The approach intends to be sustainable for the long-term. A strong focus will be given to the business models and maintenance aspects important for communities to manage the services themselves. The focus will be less on large-scale delivery by the project, than showing what can work, and building capacities of all concerned to continue to expand the work in the future. This includes building skills, using and adapting the right technologies, tapping appropriate sources of finance, and influencing policies where necessary.
Building on lessons learned
This approach builds on Practical Action's experiences in towns and cities in Africa (Kenya, Sudan and Zimbabwe) and India through our partner the Society for Development Studies. Evaluations of this work have so far indicated that it can be a powerful approach to building the assets and capacities of poor communities. It has been a vehicle for encouraging wide-reaching partnerships with other NGOs and local authorities. These experiences, and those of other NGOs, has recently been documented in a new publication 'Confronting the Crisis of Urban Poverty: Making Integrated Approaches Work' (edited by Lucy Stevens, Stuart Coupe and Diana Mitlin).
Lessons from that work have led us to appreciate the importance of building a strong foundation for the work in partnerships and community capacity-building. It has also shown us the potential for tackling a range of aspects of urban poverty through the entry point of infrastructure services.
Developing neighbourhood plans for improving the environment and livelihoods and helping embed the plans and processes within the work of local authorities and other stakeholders
Supporting the creation of partnerships between CBOs and other stakeholders to help deliver the plans
Developing innovative and appropriate waste management and water and sanitation facilities, and raising the capacity of the communities to manage the facilities themselves
Increasing access to other services and improved housing for residents
Raising awareness and influencing policies on environmental issues
Practical Action UK
Overall project co-ordination and quality control, continuity with the approach adopted in Africa, inputs on participatory monitoring and evaluation.
Practical South Asia (Sri Lanka), Bangladesh, Nepal
Taking the lead on project implementation, with expertise in community capacity-building, participation, facilitating partnerships, and developing and adopting technologies.
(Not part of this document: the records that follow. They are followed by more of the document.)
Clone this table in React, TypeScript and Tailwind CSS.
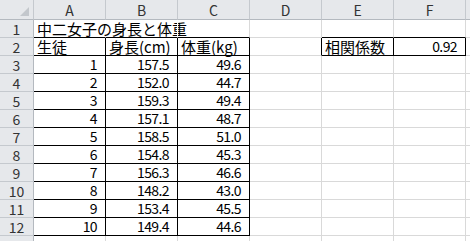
import React from "react";

const COLS = ["A", "B", "C", "D", "E", "F"];

type Cell = { t: string; align: "l" | "r" };
const data: Record<string, Cell> = {};
const set = (r: number, c: number, t: string, align: "l" | "r") => {
  data[`${r}-${c}`] = { t, align };
};
set(1, 0, "中二女子の身長と体重", "l");
set(2, 0, "生徒", "l");
set(2, 1, "身長(cm)", "l");
set(2, 2, "体重(kg)", "l");
set(2, 4, "相関係数", "l");
set(2, 5, "0.92", "r");
const rows: [number, string, string][] = [
  [1, "157.5", "49.6"],
  [2, "152.0", "44.7"],
  [3, "159.3", "49.4"],
  [4, "157.1", "48.7"],
  [5, "158.5", "51.0"],
  [6, "154.8", "45.3"],
  [7, "156.3", "46.6"],
  [8, "148.2", "43.0"],
  [9, "153.4", "45.5"],
  [10, "149.4", "44.6"],
];
rows.forEach(([n, h, w], i) => {
  set(i + 3, 0, String(n), "r");
  set(i + 3, 1, h, "r");
  set(i + 3, 2, w, "r");
});

const bordered = (r: number, c: number) =>
  (r >= 2 && r <= 12 && c >= 0 && c <= 2) || (r === 2 && (c === 4 || c === 5));

const font = { fontFamily: '"Noto Sans CJK JP", "Liberation Sans", sans-serif' };

function DataCell({ r, c }: { r: number; c: number }) {
  const cell = data[`${r}-${c}`];
  const blackR = bordered(r, c) || bordered(r, c + 1);
  const blackB = bordered(r, c) || bordered(r + 1, c);
  const hiddenR = r === 1 && (c === 0 || c === 1);
  const rCls = blackR ? "border-r-black" : hiddenR ? "border-r-white" : "border-r-[#d9d9d9]";
  const bCls = blackB ? "border-b-black" : "border-b-[#d9d9d9]";
  const right = cell?.align === "r";
  return (
    <div
      className={`relative flex h-[18px] w-[72px] shrink-0 items-end border-r border-b ${rCls} ${bCls} ${
        right ? "justify-end pr-[8px]" : "justify-start pl-[3px]"
      }`}
    >
      {cell && (
        <span
          className={`whitespace-nowrap leading-[17px] text-black ${
            right ? "text-[14px] tracking-[-0.6px]" : "text-[15px]"
          }`}
        >
          {cell.t}
        </span>
      )}
    </div>
  );
}

export default function App() {
  const rowNums = Array.from({ length: 13 }, (_, i) => i + 1);
  return (
    <div className="h-[241px] w-[470px] overflow-hidden bg-white" style={font}>
      <div className="flex h-[20px]">
        <div className="relative h-[20px] w-[34px] shrink-0 border-r border-b border-r-[#c5c9ce] border-b-[#b4b9bf] bg-[#e6e8eb]">
          <svg className="absolute right-[4px] bottom-[3px]" width="9" height="9" viewBox="0 0 9 9">
            <polygon points="9,0 9,9 0,9" fill="#c3c7cc" />
          </svg>
        </div>
        {COLS.map((c) => (
          <div
            key={c}
            className="flex h-[20px] w-[72px] shrink-0 items-center justify-center border-r border-b border-r-[#c5c9ce] border-b-[#b4b9bf] bg-[#e6e8eb] text-[14px] leading-[16px] text-[#333]"
          >
            {c}
          </div>
        ))}
        <div className="h-[20px] flex-1 border-b border-b-[#b4b9bf] bg-[#e6e8eb]" />
      </div>
      {rowNums.map((r) => (
        <div key={r} className="flex h-[18px]">
          <div className="flex h-[18px] w-[34px] shrink-0 items-center justify-center border-r border-b border-r-[#b4b9bf] border-b-[#c5c9ce] bg-[#e6e8eb] pt-[1px] text-[14px] leading-[15px] text-[#333]">
            {r <= 12 ? r : ""}
          </div>
          {COLS.map((_, c) => (
            <DataCell key={c} r={r} c={c} />
          ))}
          <div className="h-[18px] flex-1 border-b border-b-[#d9d9d9]" />
        </div>
      ))}
    </div>
  );
}
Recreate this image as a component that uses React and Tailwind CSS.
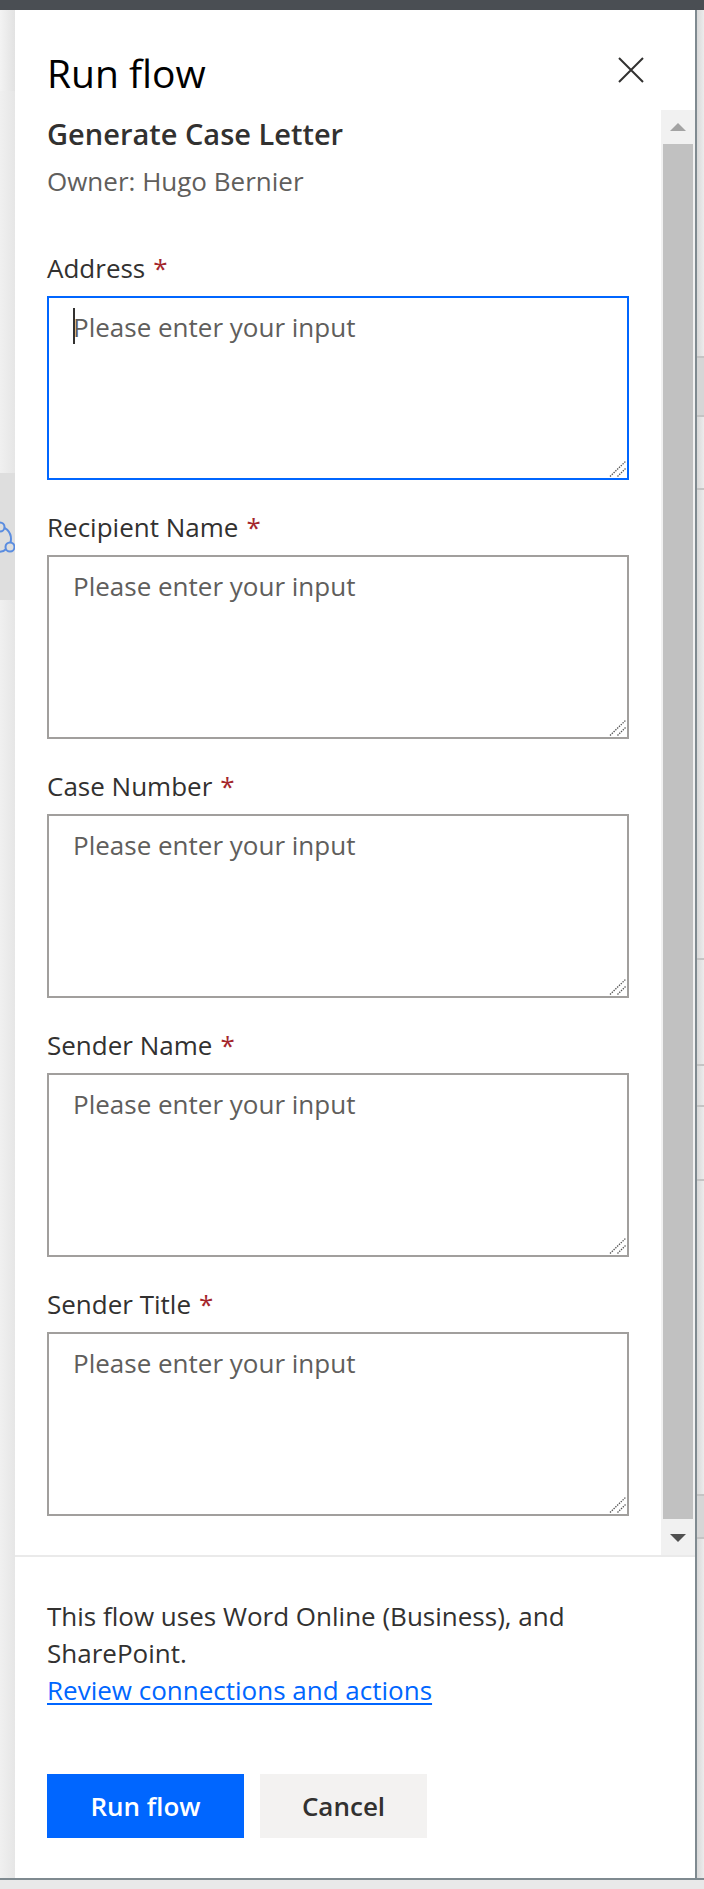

Technical expertise in the design and implementation of waste management systems and appropriate technologies.
Partner NGOs, with good relationships of trust with the target communities who they work with on a day-to-day basis:
DEIHERM - Development Institute for Human and Environmental Resource Management (Galle)
SSPDF - Social Service Participatory Development Foundation (Kurunegala)
Society for the Urban Poor (Faridpur)
We will also work closely with Local Authorities in each location, other national and international NGOs, and academic institutions.
Butwal is home to about 4,300 squatter households, almost all of which are located by the side of the river or on hazardous slopes prone to flooding or landslides. We will be working in 8 slums on some of the issues prioritised by the residents including waste management, water and sanitation, and housing. More details...
The 22 slums in Faridpur town contain around 2,000 households. Large infrastructure projects and an active NGO sector have failed to have a real impact on environmental problems and poverty. Water pollution, including from arsenic, a lack of sanitation, refuse, and poor drainage are all problems. The project will work in 8 slums on waste collection and recycling, water and sanitation facilities (community blocks and arsenic-free water points), and flood resistant housing.
Kurunegala, Sri Lanka
This small town in central Sri Lanka is growing fast, and has large areas (around 4,000) households which are not reached by municipal services. The municipal waste disposal site is rapidly filling up. In the dry season there is a lack of drinking water. The project will work on waste collection and recycling, eco-sanitation, and small waste-water treatment facilities.
Galle, Sri Lanka
About 60% of the town of Galle, including the majority of poor neighbourhoods, was destroyed in the tsunami that struck on 26th December 2004. In the rebuilding process it is important to ensure that urban environmental services are properly considered so that problems of waste and pollution do not build up to their previous levels. Doing this in ways that boosts incomes is important too, where many families lost their main sources of income.
This project is funded funded by the European Commission under the EC Asia Pro Eco II programme. It is part of Practical Action's Improving Access to Infrastructure Services programme (Aim 3).
Wastewater Agriculture and Sanitation for Poverty Alleviate (WASPA)
WASPA-Asia will address the practical problems of wastewater management for use in agriculture in the project areas, including policy and institutional aspects. The project will be undertaken in two different sites, Rajshahi in Bangladesh and Kurunegala in Sri Lanka for a duration of 3 years commencing December 2005. Both cities have areas with inadequate sanitation facilities, open sewers and areas where wastewater is used untreated to irrigate agricultural land. These cities were selected because they are representative of hundreds of similar cities across Asia and therefore provide an opportunity to test solutions that could be applicable to many other cities in the region.